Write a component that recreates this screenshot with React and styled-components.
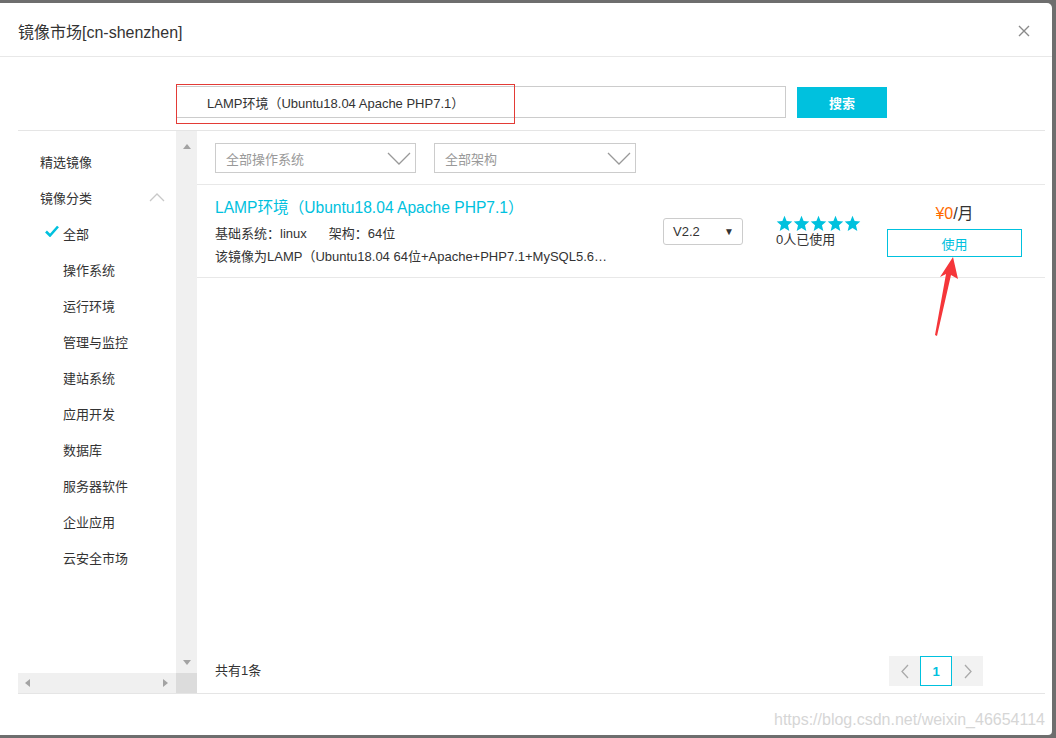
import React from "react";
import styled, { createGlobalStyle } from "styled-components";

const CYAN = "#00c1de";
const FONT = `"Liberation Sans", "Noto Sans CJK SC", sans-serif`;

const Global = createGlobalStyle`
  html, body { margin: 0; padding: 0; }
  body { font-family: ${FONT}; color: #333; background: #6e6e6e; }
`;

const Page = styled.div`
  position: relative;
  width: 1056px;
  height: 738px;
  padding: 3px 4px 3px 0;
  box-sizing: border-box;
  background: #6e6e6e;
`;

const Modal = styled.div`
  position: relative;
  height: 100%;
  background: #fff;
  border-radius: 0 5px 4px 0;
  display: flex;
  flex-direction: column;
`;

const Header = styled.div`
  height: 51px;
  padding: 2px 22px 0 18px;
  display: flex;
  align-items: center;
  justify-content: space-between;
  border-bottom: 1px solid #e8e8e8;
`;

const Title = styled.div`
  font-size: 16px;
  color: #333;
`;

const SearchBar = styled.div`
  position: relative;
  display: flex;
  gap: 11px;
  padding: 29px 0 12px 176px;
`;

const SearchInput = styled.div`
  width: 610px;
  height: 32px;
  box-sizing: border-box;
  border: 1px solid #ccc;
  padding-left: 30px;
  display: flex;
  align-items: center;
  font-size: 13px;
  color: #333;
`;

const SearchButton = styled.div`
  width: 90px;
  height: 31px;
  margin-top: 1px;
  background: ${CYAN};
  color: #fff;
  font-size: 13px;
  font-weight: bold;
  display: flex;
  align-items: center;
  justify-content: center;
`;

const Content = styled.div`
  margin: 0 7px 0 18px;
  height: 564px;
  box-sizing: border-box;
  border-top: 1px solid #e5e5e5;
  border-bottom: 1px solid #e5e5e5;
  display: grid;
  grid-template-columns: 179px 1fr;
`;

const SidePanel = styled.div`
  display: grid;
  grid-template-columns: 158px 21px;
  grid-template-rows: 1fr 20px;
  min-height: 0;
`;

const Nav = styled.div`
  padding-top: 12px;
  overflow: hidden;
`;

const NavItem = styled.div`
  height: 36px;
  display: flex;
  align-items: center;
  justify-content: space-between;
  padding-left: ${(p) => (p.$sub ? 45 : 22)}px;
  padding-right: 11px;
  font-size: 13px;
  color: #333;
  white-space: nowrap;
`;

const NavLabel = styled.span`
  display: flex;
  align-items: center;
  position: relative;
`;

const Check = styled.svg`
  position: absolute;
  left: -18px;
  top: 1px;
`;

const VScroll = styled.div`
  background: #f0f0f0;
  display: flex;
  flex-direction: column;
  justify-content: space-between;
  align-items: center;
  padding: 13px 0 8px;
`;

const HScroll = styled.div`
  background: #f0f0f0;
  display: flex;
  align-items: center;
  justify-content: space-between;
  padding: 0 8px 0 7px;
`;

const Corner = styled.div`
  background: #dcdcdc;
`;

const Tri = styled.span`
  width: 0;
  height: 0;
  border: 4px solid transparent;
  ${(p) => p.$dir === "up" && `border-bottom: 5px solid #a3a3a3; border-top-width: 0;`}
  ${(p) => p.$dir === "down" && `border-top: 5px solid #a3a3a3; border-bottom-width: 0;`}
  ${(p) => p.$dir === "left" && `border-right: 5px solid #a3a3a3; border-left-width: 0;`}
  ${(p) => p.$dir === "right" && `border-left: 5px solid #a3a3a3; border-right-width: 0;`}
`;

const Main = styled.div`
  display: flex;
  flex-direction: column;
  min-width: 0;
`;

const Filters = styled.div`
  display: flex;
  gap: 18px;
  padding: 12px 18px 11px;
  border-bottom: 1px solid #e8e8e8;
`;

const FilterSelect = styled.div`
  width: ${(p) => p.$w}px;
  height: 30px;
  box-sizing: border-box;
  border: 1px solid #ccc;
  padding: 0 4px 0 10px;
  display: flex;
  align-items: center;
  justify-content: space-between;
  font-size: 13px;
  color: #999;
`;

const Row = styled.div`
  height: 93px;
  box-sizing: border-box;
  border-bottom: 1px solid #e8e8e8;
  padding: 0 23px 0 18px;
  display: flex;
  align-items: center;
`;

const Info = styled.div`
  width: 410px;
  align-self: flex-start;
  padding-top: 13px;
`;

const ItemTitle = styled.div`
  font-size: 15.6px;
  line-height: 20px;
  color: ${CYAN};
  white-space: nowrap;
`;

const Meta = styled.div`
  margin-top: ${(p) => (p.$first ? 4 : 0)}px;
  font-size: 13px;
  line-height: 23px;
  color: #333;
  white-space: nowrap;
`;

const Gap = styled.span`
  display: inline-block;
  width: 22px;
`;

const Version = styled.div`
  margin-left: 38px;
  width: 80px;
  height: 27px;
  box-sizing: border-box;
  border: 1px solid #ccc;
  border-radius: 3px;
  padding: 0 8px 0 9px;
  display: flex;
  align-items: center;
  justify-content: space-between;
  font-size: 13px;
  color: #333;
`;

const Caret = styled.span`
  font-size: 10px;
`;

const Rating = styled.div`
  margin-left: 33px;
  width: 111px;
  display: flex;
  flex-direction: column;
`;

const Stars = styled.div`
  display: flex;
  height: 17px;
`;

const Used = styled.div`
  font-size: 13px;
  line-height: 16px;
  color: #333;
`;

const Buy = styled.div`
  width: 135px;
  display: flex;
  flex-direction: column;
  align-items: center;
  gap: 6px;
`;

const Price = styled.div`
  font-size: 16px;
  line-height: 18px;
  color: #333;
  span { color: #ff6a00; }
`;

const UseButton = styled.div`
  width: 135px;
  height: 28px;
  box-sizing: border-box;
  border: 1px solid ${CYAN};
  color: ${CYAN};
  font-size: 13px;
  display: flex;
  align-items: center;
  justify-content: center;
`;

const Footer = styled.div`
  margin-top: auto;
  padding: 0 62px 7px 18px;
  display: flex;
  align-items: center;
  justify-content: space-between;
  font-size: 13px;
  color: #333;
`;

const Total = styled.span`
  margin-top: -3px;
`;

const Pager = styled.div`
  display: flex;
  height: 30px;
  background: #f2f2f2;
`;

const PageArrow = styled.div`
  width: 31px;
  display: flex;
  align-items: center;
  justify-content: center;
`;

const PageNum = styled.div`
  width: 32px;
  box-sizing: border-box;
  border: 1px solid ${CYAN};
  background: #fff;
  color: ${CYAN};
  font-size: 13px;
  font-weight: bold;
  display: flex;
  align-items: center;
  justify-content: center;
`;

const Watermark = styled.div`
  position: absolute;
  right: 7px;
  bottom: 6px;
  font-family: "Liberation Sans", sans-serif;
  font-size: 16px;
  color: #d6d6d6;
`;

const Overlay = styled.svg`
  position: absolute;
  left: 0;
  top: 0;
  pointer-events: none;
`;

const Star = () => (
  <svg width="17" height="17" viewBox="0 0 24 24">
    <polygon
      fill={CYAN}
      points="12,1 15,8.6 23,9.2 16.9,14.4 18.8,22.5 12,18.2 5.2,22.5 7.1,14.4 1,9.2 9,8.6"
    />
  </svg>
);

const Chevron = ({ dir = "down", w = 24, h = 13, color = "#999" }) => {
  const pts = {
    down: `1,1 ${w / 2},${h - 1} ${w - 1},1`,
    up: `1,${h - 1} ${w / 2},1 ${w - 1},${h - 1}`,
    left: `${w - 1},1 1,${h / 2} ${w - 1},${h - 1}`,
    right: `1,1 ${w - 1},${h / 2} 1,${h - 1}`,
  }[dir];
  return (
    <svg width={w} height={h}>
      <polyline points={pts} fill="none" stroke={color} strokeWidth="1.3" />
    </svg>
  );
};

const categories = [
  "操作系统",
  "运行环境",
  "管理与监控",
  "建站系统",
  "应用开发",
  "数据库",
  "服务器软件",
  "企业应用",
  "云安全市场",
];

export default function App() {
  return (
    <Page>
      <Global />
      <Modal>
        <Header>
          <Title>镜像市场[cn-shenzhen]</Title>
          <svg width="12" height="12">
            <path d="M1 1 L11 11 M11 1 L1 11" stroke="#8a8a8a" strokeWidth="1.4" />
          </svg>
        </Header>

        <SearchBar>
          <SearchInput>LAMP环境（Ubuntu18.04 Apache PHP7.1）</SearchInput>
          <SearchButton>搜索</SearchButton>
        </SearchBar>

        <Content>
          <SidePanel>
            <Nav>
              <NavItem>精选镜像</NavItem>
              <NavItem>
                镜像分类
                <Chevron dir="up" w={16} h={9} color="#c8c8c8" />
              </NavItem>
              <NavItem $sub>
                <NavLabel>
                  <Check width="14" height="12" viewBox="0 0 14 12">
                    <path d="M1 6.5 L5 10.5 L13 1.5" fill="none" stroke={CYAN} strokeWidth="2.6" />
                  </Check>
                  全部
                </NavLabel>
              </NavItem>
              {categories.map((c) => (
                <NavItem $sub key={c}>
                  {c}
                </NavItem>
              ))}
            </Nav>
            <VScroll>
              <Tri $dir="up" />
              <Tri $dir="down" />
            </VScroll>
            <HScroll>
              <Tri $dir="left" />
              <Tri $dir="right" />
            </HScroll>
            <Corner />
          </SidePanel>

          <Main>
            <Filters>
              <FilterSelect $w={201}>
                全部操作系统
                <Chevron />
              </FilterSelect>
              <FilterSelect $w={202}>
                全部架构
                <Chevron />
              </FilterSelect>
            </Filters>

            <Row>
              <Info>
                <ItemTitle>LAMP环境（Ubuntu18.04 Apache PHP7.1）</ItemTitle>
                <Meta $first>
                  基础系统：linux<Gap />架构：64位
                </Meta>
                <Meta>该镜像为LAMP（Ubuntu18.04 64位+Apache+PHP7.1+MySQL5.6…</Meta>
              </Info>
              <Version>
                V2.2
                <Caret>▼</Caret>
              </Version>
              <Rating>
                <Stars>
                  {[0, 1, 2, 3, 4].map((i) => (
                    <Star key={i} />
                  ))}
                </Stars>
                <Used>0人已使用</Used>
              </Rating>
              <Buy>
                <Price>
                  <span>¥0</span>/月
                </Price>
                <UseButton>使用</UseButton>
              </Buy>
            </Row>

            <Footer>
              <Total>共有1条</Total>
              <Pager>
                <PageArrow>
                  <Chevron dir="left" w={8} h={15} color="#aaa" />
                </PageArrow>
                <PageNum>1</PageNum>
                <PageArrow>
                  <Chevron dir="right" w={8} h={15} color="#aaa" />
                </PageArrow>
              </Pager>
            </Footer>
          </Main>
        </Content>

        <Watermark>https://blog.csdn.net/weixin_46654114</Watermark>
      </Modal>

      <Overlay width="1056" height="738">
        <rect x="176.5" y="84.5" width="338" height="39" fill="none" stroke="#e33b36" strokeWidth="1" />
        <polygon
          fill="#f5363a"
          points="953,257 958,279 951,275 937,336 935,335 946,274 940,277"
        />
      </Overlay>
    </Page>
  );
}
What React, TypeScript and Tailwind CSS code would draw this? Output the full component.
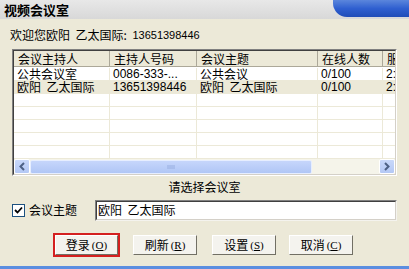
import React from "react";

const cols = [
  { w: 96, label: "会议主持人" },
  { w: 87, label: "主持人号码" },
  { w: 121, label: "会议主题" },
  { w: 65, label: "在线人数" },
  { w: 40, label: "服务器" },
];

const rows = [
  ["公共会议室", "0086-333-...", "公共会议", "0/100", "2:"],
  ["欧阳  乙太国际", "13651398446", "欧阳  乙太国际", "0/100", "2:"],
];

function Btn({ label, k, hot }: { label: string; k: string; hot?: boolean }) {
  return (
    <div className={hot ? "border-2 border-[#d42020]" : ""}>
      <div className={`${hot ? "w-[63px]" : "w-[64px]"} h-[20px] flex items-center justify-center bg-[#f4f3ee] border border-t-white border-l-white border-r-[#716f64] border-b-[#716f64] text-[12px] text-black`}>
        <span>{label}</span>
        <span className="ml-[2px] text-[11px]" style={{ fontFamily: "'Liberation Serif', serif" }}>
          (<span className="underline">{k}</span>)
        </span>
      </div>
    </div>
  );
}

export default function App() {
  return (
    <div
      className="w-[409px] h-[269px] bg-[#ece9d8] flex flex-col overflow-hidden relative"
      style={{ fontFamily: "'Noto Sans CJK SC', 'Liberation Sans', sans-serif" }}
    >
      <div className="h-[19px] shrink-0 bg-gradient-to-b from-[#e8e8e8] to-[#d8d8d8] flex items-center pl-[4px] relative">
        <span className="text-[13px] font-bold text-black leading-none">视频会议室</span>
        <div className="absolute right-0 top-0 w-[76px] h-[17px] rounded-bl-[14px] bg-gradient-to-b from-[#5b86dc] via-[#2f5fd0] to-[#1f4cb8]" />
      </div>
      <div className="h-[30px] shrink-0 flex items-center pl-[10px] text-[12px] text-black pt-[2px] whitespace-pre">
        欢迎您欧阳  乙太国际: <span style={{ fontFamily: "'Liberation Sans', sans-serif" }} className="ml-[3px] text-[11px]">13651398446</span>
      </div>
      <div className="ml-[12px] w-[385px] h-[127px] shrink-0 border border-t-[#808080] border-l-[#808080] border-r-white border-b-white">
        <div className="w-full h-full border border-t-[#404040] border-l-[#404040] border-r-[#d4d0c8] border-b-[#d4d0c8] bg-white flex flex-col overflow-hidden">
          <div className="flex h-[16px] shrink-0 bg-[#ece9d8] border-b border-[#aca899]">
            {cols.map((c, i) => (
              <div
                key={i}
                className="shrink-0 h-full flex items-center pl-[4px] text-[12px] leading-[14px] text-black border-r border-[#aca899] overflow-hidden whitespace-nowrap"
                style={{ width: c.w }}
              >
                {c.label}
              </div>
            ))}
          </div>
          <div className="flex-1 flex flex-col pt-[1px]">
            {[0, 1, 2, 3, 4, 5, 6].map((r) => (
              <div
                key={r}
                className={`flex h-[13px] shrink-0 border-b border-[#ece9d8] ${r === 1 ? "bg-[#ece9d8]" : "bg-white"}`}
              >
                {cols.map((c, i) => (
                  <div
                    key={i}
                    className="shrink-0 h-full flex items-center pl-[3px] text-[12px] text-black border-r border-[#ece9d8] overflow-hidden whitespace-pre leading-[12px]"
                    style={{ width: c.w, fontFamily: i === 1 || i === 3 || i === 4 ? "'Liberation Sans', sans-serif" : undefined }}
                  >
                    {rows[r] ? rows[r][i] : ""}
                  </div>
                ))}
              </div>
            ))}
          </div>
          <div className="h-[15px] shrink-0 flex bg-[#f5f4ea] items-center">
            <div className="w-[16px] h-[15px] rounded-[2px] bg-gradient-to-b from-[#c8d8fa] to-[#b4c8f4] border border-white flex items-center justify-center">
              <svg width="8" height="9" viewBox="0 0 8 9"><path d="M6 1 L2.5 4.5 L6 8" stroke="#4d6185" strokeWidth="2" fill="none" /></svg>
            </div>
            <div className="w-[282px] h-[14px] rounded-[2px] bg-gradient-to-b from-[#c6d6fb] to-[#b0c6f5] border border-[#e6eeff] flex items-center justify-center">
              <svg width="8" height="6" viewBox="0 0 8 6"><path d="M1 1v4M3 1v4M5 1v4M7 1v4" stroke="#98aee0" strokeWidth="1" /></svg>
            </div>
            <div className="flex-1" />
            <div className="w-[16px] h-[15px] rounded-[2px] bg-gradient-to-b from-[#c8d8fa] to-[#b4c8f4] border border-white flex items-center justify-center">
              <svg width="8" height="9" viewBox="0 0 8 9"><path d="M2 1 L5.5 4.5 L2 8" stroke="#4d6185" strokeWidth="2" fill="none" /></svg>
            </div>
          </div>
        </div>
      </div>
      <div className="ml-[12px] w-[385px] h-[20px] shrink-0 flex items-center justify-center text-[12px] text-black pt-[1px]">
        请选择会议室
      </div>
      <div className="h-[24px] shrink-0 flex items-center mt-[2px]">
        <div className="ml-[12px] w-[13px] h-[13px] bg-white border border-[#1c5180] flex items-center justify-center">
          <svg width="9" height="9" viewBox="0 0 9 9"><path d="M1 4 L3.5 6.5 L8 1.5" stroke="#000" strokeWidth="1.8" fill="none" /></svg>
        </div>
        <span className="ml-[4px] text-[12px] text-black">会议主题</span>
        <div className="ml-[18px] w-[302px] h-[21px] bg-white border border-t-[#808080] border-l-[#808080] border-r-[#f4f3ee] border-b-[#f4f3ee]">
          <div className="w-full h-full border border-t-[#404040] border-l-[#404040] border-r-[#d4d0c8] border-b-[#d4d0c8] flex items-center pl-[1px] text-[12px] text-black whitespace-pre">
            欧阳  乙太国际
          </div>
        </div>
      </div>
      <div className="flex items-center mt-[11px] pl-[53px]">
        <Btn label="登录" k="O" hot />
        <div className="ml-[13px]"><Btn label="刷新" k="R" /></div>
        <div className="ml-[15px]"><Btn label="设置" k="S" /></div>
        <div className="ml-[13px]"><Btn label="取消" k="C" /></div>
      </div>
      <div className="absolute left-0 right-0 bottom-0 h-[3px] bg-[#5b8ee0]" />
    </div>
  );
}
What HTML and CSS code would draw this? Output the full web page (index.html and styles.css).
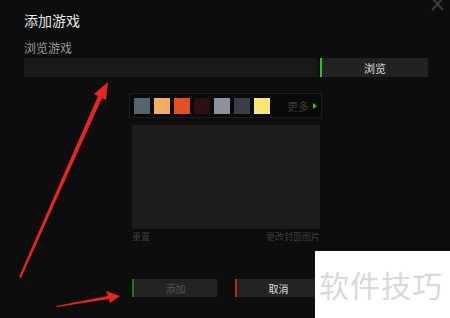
----
**Exercise directions:** Pull every line holding "would" out of the records.

**Result of this exercise:**
What React, TypeScript and Tailwind CSS code would draw this? Output the full component.
What HTML and CSS code would draw this? Output the full web page (index.html and styles.css).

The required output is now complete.